Linking Families, Building Communities

A Massachusetts elementary school creates community in its own building through such outreach strategies as a Parent Center, Friday Clubs, and regular celebrations of learning.

One widely recognized way to improve student performance is to increase family involvement in school. Anyone attempting to figure out precisely how to do this, however, learns rather quickly that there are myriad ways to do so: charter schools, choice plans, community partnerships, and full-service schools, to name a few examples.
Each school will likely finds its own avenue for reaching out to families. As Barth (1990) has written, the problems of education are usually universal, but their solutions are (almost invariably) unique. Saltonstall Elementary School in Salem, Massachusetts, has found its own way by borrowing elements from many models. Our outreach strategies seek to enhance both the quantity and the quality of family connections with the school, with service providers, and with the community.

Connecting Families with the School

Saltonstall School is a magnet school (specializing in science and technology) in a community with a citywide choice plan. Consequently, before students ever enter a classroom for the first time, their families have already made an implicit commitment to the school's mission and to its teachers.
In addition, two aspects of the school's organization result in students' spending large amounts of time in one class with one teacher. First, because classes are organized according to multiage groupings (K–1, 2–3, and 4–5), students spend two years in the same classroom. While much has been written recently about the benefits of this arrangement to teacher-child relationships, we are also counting on the less frequently recognized, but equally important, impact on the teacher-family relationship (Hanson 1995).
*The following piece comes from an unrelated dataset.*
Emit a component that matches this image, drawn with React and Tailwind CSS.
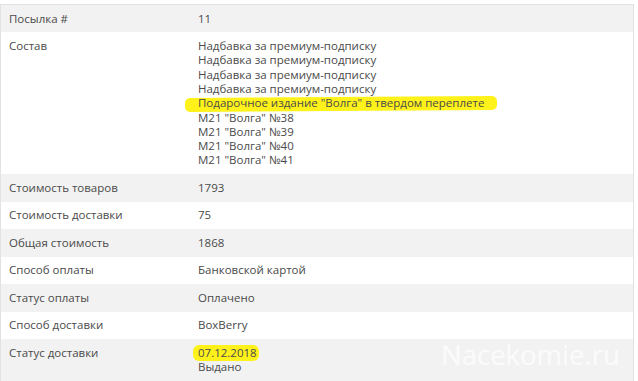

Students themselves also benefit greatly.
For example, last winter a 1st grader was very impatient during cooperative tasks. If a younger classmate was having trouble cutting something, for example, this child would all too often grab the scissors and say, "Oh, you're too small to do that. I'll do it." After five months in a multiage classroom—where the teacher discussed and modeled appropriate ways of helping younger children—this girl has become both sympathetic to, and helpful with, younger children.
Second, because Saltonstall is a year-round school, teachers, children, and families spend more time together. Our students attend an additional 10 days per year and an extra hour per day beyond the time required by Massachusetts state law. Moreover, because no vacation lasts longer than one month—we are in school during the latter part of June and all of July, and on vacation during the month of August—students, teachers, and families need less time to reacquaint themselves following vacations.
Other aspects of our curriculum also work to enhance connections between families and school. For example, to mark the end of each of our six learning sessions, we hold schoolwide events to celebrate and demonstrate what children have learned during a particular session. These celebrations are consistent with the school's curriculum, which is based on Gardner's (1993) theory of Multiple Intelligences. These frequent get-togethers, for which attendance is very high, strengthen the family-school connection.
At the end of the most recent learning session, the K–1 students—who had organized their curriculum around a dinosaur theme—created a museum to display what they had learned. Doing so involved solving a number of problems, such as how to make the teeth for the head of the Tyrannosaurus rex. Two children suggested making them from ice cream cones: one wanted to paint them, but the other wanted to cover the cones with vanilla frosting.
When children aren't solving their own problems, oftentimes parents and families pitch in. For example, a parent with sophisticated recording equipment helped the class create a tape of dinosaur era sounds—all made by the children themselves—to play in the background when parents visited the museum. On the night of the performance, other parents helped visitors make fossils by pressing sea shells into dough. After touring the museum, parents returned to the respective classrooms to inspect their children's portfolios.
To involve our families in school operations, we communicate with them in two specific ways. First, early in the year, all parents receive, as required by the Salem Public School System, a copy of our curriculum plans for the year. We also provide parents with copies of curriculum webs for the entire school, including the plans of our specialists in art, music, science, and technology. These webs are also on display in the school entryway for parents and visitors to see. Second, we communicate with families through a weekly newsletter sent home with our students. About 26 percent of our students come from Spanish-speaking homes, so we publish both an English and a Spanish version of the newsletter.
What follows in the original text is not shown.